* **Given information**:
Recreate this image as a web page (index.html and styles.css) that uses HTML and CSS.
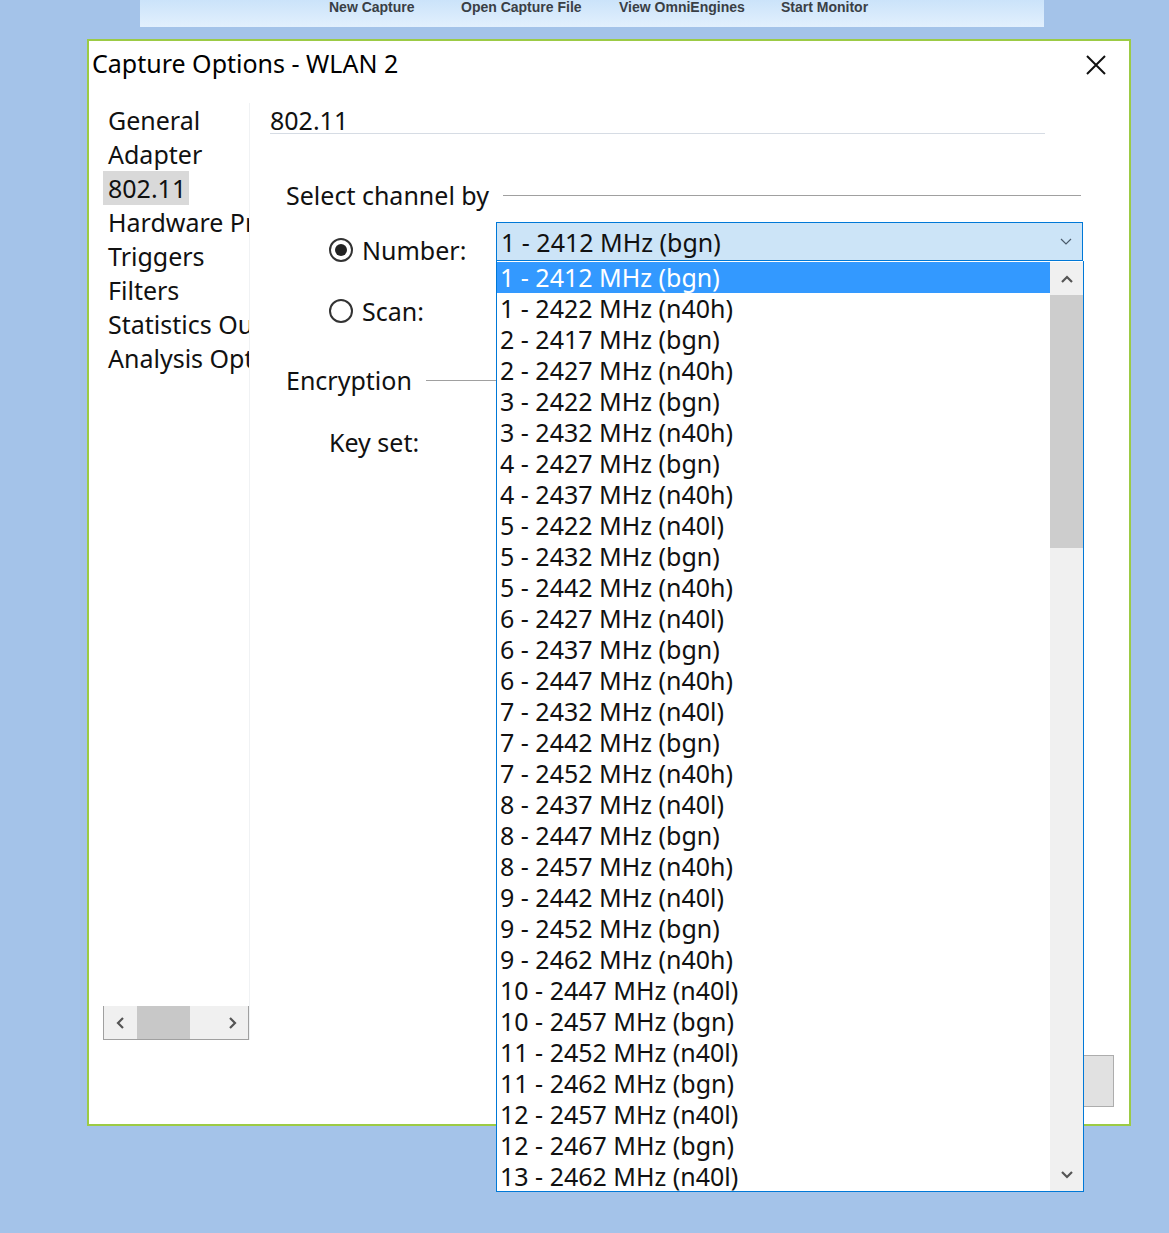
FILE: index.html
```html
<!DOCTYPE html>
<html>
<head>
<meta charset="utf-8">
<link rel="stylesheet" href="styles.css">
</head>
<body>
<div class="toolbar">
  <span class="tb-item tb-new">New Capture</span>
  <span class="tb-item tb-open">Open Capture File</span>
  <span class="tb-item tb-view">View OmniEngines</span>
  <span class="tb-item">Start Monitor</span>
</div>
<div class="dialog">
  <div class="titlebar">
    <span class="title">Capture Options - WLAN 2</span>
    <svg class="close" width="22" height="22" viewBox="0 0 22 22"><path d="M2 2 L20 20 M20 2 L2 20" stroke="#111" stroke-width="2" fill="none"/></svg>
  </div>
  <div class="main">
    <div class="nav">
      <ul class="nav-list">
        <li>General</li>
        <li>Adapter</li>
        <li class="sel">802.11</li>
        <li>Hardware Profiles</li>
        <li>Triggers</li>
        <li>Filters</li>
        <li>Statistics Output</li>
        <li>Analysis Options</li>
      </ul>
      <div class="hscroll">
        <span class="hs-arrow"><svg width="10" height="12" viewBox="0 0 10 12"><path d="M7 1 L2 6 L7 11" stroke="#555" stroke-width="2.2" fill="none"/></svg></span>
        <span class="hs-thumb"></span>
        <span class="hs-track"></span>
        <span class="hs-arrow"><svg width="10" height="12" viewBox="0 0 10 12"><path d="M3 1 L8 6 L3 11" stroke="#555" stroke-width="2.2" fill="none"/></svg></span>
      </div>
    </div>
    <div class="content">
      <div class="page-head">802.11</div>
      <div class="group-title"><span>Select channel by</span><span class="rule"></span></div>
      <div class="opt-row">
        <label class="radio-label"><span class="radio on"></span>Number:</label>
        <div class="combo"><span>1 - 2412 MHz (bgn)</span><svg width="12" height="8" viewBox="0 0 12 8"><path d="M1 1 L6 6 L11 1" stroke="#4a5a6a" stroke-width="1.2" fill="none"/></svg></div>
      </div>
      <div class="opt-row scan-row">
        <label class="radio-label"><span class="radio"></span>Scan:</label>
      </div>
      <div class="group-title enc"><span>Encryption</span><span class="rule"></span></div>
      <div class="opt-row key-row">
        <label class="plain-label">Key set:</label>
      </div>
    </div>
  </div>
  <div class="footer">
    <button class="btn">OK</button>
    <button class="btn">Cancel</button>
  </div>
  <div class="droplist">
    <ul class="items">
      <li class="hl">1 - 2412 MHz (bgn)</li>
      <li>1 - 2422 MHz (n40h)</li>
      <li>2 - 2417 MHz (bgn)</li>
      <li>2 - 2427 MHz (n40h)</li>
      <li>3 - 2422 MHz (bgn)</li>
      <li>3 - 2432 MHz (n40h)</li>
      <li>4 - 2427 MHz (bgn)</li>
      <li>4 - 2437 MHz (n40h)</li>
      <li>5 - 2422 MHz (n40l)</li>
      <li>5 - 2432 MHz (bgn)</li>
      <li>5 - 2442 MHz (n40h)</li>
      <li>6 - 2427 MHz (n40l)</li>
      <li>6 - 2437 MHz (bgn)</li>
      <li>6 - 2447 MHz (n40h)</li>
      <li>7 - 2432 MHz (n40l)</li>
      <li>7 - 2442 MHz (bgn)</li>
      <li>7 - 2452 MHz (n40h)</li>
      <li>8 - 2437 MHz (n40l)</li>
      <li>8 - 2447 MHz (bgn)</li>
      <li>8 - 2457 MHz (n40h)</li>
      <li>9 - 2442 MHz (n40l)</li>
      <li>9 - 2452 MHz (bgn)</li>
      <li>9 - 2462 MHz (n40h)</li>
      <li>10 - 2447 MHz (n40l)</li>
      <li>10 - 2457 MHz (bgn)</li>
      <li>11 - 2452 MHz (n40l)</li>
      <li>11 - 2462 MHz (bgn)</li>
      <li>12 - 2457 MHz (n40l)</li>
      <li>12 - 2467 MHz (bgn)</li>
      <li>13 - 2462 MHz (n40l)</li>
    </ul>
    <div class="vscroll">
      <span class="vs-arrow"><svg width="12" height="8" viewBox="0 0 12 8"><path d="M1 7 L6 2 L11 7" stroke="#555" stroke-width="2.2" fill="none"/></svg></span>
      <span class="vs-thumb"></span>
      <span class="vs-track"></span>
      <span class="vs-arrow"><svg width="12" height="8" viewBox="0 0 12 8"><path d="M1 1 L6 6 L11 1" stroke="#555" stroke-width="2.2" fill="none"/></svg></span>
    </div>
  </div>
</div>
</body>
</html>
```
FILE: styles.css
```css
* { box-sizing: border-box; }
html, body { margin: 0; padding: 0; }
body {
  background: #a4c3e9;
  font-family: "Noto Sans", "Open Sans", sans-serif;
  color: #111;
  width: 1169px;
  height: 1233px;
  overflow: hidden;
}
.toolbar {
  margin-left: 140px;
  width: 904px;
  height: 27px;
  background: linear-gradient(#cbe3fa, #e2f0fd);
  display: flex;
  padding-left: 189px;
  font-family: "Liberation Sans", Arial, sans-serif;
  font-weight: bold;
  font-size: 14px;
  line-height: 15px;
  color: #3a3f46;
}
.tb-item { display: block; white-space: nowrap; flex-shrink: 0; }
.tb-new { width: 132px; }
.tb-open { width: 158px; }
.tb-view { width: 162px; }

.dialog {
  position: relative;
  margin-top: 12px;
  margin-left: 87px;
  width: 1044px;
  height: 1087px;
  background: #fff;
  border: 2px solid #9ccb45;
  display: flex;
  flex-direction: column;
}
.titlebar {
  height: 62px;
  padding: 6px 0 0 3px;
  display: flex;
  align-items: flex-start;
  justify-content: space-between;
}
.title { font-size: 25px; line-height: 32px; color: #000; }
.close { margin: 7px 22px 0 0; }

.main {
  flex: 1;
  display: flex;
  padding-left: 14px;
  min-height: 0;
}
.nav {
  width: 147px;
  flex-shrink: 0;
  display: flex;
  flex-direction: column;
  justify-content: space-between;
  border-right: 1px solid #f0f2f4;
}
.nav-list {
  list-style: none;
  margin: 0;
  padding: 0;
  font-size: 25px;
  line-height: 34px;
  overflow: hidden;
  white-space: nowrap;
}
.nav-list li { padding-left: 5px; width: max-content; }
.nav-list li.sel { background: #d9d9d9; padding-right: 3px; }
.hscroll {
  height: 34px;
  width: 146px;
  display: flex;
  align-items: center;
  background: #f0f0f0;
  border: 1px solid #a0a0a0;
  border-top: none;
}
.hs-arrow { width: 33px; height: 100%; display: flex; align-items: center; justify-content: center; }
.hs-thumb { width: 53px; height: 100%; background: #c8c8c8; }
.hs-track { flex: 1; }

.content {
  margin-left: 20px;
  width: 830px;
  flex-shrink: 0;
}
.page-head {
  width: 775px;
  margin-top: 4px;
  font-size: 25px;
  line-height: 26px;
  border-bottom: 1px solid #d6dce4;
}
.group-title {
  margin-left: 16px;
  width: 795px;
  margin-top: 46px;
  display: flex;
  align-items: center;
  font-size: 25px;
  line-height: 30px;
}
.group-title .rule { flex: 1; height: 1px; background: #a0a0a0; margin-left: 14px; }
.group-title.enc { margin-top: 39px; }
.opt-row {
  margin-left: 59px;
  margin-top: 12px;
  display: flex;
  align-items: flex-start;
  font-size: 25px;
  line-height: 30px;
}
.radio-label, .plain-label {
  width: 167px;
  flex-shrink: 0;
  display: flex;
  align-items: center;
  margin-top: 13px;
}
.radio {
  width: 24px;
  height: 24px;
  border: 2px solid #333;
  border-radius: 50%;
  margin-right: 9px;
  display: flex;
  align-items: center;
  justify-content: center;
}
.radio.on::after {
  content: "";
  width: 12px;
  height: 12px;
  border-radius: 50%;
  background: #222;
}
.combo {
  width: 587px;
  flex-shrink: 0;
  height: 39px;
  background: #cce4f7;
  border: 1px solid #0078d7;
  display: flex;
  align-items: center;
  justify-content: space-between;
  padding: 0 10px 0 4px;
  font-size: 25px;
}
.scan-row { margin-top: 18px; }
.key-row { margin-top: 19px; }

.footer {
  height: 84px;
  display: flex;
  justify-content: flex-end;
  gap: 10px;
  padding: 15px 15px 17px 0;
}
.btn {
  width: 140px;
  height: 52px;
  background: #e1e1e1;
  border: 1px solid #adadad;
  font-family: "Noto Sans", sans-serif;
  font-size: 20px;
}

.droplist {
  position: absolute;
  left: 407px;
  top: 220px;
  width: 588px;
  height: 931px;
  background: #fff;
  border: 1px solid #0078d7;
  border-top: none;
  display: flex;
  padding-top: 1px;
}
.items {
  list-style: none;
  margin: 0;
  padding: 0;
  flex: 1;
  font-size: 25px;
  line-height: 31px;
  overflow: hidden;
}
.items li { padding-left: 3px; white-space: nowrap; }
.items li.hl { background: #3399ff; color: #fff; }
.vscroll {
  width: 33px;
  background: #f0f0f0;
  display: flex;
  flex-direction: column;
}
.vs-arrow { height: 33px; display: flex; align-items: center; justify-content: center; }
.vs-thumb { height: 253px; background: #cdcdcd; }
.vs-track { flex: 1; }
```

* **Work to be completed**:
Copy every line in the listing above where the string "styles" turns up.

* **Correct answer**:
Recreate this image as a web page (index.html and styles.css) that uses HTML and CSS.
<link rel="stylesheet" href="styles.css">
FILE: styles.css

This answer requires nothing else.